Cleary Gottlieb Steen & Hamilton LLP confirmed that its partner Paul Marquardt is representing Google’s Motorola Mobility.

The experience of Microsoft Corp. taught the high-tech industry how important it is to have a Washington presence. Microsoft began ramping up its lobbying spending only after facing a Justice Department antitrust suit and congressional hearings in the 1990s. In 2013, Microsoft spent $10.5 million on lobbying, its highest total ever, according to the Center for Responsive Politics, a Washington-based research group.

Lenovo spent $140,000 on lobbying last year, all to hire the firm Grayling, according to the center.

Ex-Congressional Aides

Among its lobbyists are four former congressional aides, one of whom, Bill Simmons, raised $1.3 million for the presidential campaign of Republican nominee Mitt Romney.

Google spent $15.8 million last year on lobbying, fifth- most among corporations, according to the center. IBM spent $6 million.

James Lewis, a senior fellow at the Center for Strategic and International Studies in Washington, said he didn’t expect the same reaction to Lenovo that met efforts by two other Chinese companies, ZTE Corp. and Huawei Technologies Co., to expand their footprint in the U.S. telecommunications market.

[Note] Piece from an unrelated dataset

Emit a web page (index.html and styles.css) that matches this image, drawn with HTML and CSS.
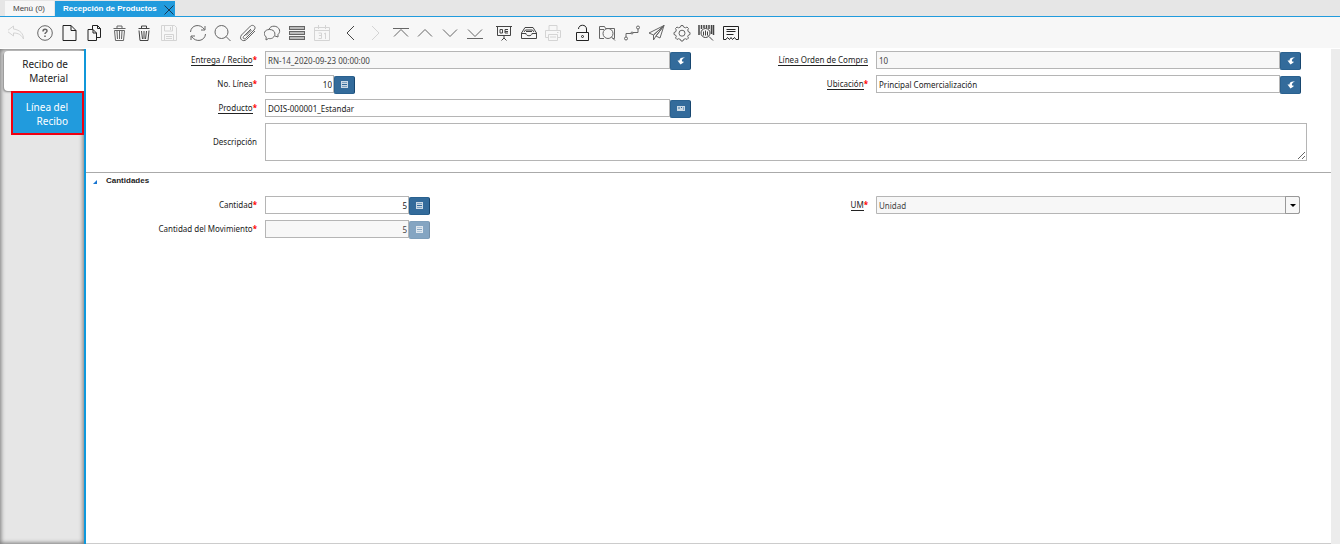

Huawei in 2011 unwound the purchase of patents from a computer-services company, 3Leaf Systems Inc., after U.S. objections. A 2012 report prepared by the U.S. House intelligence committee said Huawei and competitor ZTE provide opportunities for Chinese intelligence services to tamper with U.S. telecommunications networks for spying.

Lenovo’s purchase of IBM’s PC business has already been vetted by U.S. officials, and the company was cooperative and open during that investigation, Lewis said. In addition, they’re buying low-end, consumer-oriented businesses.

“If you had to pick a Chinese company that wasn’t going to run into trouble, it would be them,” Lewis said. “This is a pretty vanilla deal, as opposed to the backbone telecom products, which have always been considered a strategic industry. No one considers servers or handsets strategic.”